United States Marshal for the District of Massachusetts
- In office 1934–1939
- Preceded by: William J. Keville
- Succeeded by: J. Henry Goguen

Mayor of Somerville, Massachusetts
- In office 1930–1934
- Preceded by: Leon M. Conwell
- Succeeded by: James E. Hagan

Personal details
- Born: 1890 Somerville, Massachusetts
- Died: July 9, 1973 (aged 82) Malden, Massachusetts
- Party: Democratic Party
- Alma mater: Suffolk University Law School
- Occupation: Salesman Accountant

= John J. Murphy =

American politician (1890–1973)

John J. Murphy (1890–1973) was an American politician who served as mayor of Somerville, Massachusetts and United States Marshal for the District of Massachusetts.

==Early life==
Murphy was born in 1890 in Somerville. He entered the workforce at the age of 14 and continued his education at the Somerville Evening High School.

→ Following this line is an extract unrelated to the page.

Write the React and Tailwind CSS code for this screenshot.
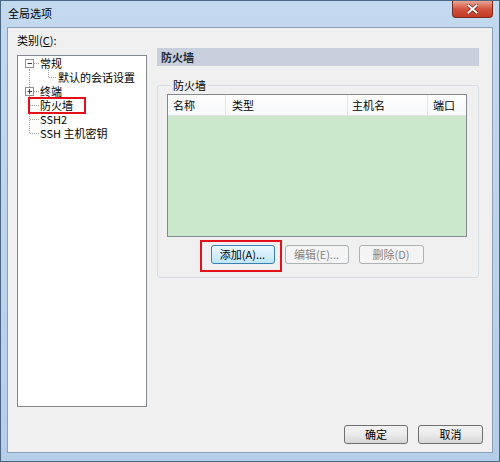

During World War I he organized a yeomans school and was later placed in charge of recruiting for the 1st Naval District. During this time he met his future wife, Elizabeth Tiffany, who was working as a government clerk in Boston. When Murphy was elected mayor, his wife and their 5-year-old daughter, Barbara, were residing in California while Barbara attempted to become a child actress. After the war, Murphy returned to the electrical company he had worked for as a boy. He eventually became assistant sales manager; however, the job required a lot of traveling and Murphy gave it up to focus on politics. He remained with the company as a sales agent and managed a gas station. In 1918 he graduated from Suffolk University Law School.

==Politics==
Murphy was an unsuccessful candidate for the Massachusetts Senate in 1916 and the Massachusetts House of Representatives in 1928. He was the Democratic nominee for mayor in 1921, 1923, 1925, and 1927, losing each time. In 1929 he became the first Democrat to win the mayoralty in Somerville. He was reelected in 1931 and was preparing to run again in 1933 until he was offered the position of United States Marshal by President Franklin D. Roosevelt's patronage manager James Farley. Murphy resigned as US Marshal in 1939. In 1944, Murphy was a candidate for the United States House of Representatives seat in Massachusetts's 11th congressional district, but lost the Democratic nomination to incumbent James Michael Curley.

==Later life==
Elizabeth Tiffany Murphy died in 1938. Murphy later remarried Agnes L. MacAdams. With MacAdams, Murphy had one daughter, MaryAnne, and was stepfather to two sons from her first marriage. After leaving political office, Murphy spent many years as a cost accountant. He died on July 9, 1973, at his home in Malden, Massachusetts.